You won’t hear a more exuberant album this year than Polysics’ Now Is the Time! This decade, even. The Tokyo quartet takes Devo as a stylistic jump-off (the band’s red jumpsuits and opaque black sunglasses are a dead giveaway), downs six espressos, force-feeds the rhythm section steroids, turns the volume up as high as it will go, and leaps, fists flying, out of your system.

A Technicolor mix of punk guitars, electro beats, trilingual, yelped vocals (Japanese, English, and a made-up language), and Saturday morning cartoon synths, Now Is the Time! sounds like nothing else. Guitarist/vocalist Hayashi plays with a ferocity that pulls from metal and punk, but he remains, miraculously, distortion-free. The resulting tone is Polysics’ flagship sound: a jagged, crystalline six-string assault. When Hayashi and drummer Yano lock into a jacked-up new wave groove on the shrieking, tech-y (and irresistibly catchy) opener, “Tei! Tei! Tei!,” the band’s ADHD tendencies are downright overwhelming.
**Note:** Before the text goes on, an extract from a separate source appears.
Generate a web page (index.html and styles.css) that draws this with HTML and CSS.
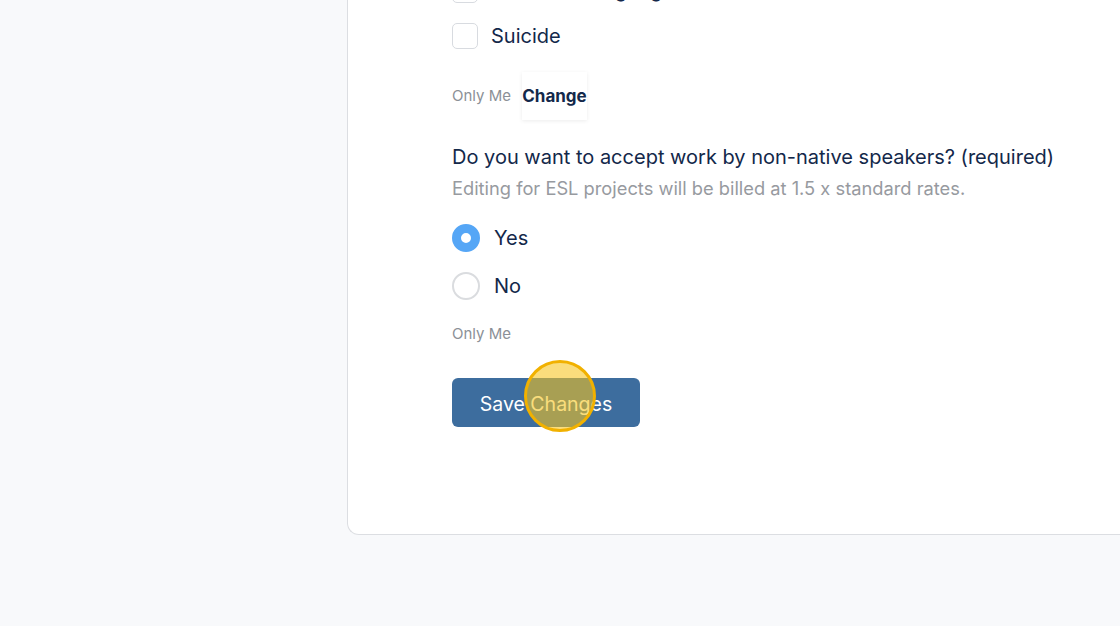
FILE: index.html
```html
<!DOCTYPE html>
<html lang="en">
<head>
<meta charset="utf-8">
<title>Preferences</title>
<link rel="stylesheet" href="styles.css">
</head>
<body>
<div class="page">
  <div class="card">
    <div class="options">
      <label class="check-row"><span class="box"></span><span class="check-label">Offensive language</span></label>
      <label class="check-row"><span class="box"></span><span class="check-label">Suicide</span></label>
    </div>
    <div class="meta">
      <span class="privacy">Only Me</span>
      <button class="change">Change</button>
    </div>
    <h3 class="question">Do you want to accept work by non-native speakers? (required)</h3>
    <p class="hint">Editing for ESL projects will be billed at 1.5 x standard rates.</p>
    <div class="radios">
      <label class="radio-row"><span class="radio on"></span><span class="radio-label">Yes</span></label>
      <label class="radio-row"><span class="radio"></span><span class="radio-label">No</span></label>
    </div>
    <div class="privacy privacy-2">Only Me</div>
    <div class="save-wrap">
      <button class="save">Save Changes</button>
      <span class="click-marker"></span>
    </div>
  </div>
</div>
</body>
</html>
```

FILE: styles.css
```css
* { box-sizing: border-box; }
html, body { margin: 0; padding: 0; }
body {
  background: #f8f9fb;
  font-family: Inter, "Liberation Sans", Arial, sans-serif;
  color: #13284a;
  width: 1120px;
  height: 626px;
  overflow: hidden;
}
.page {
  padding-left: 347px;
}
.card {
  background: #ffffff;
  border: 1px solid #dcdee2;
  border-top: none;
  border-right: none;
  border-radius: 0 0 0 12px;
  padding: 0 0 107px 104px;
  width: 800px;
}
.options {
  margin-top: -23px;
}
.check-row {
  display: flex;
  align-items: center;
  gap: 13px;
  height: 26px;
  margin-bottom: 20px;
}
.box {
  width: 26px;
  height: 26px;
  border: 1.5px solid #d8dbe0;
  border-radius: 5px;
  background: #fff;
  flex: none;
}
.check-label {
  font-size: 20px;
  color: #13284a;
}
.meta {
  display: flex;
  align-items: center;
  gap: 11px;
  height: 48px;
  margin-top: 23px;
}
.privacy {
  font-size: 15px;
  color: #8b9097;
  line-height: 20px;
}
.change {
  width: 65px;
  height: 48px;
  padding: 0;
  border: none;
  background: #fff;
  box-shadow: 0 1px 4px rgba(0, 0, 0, 0.08);
  font-family: inherit;
  font-weight: 700;
  font-size: 17px;
  color: #13284a;
  text-align: center;
}
.question {
  margin: 25px 0 0;
  font-size: 20px;
  line-height: 24px;
  font-weight: normal;
  color: #13284a;
}
.hint {
  margin: 8px 0 0;
  font-size: 18.3px;
  line-height: 22px;
  color: #979a9f;
}
.radios {
  margin-top: 25px;
  display: flex;
  flex-direction: column;
  gap: 20px;
}
.radio-row {
  display: flex;
  align-items: center;
  gap: 14px;
  height: 28px;
}
.radio {
  width: 28px;
  height: 28px;
  border-radius: 50%;
  border: 2px solid #dadcdf;
  background: #fff;
  flex: none;
}
.radio.on {
  border: 9px solid #55a6f6;
  background: #fff;
}
.radio-label {
  font-size: 20px;
  color: #13284a;
}
.privacy-2 {
  margin-top: 24px;
}
.save-wrap {
  position: relative;
  margin-top: 34px;
  width: 188px;
}
.save {
  width: 188px;
  height: 49px;
  padding: 3px 0 0;
  border: none;
  border-radius: 6px;
  background: #3d6d9e;
  color: #fff;
  font-family: inherit;
  font-size: 19.5px;
}
.click-marker {
  position: absolute;
  left: 72px;
  top: -18px;
  width: 72px;
  height: 72px;
  border-radius: 50%;
  border: 3px solid #f1b100;
  background: rgba(247, 196, 30, 0.58);
  pointer-events: none;
}
```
The album’s 45 minutes zip by in a blur of boy/girl chanting and lightning-fast surf riffs. “Baby Bias” tempers its disco cheese with a killer power-pop hook and quasi-futuristic synth burbles, and “Walky Talky” once again soundchecks Devo, with the bottomless crunch of Hayashi’s guitar keeping the song anchored in the here-and-now on the shout-along chorus. Now Is the Time! could live up to its name as the breakthrough album Polysics’ American fans have been waiting for, but the band’s spastic weirdness may very well prevent that eventuality. There’s never been a band quite like Polysics, and there certainly will never be another. For a classic cult-band in the making like these guys, that may be a good thing.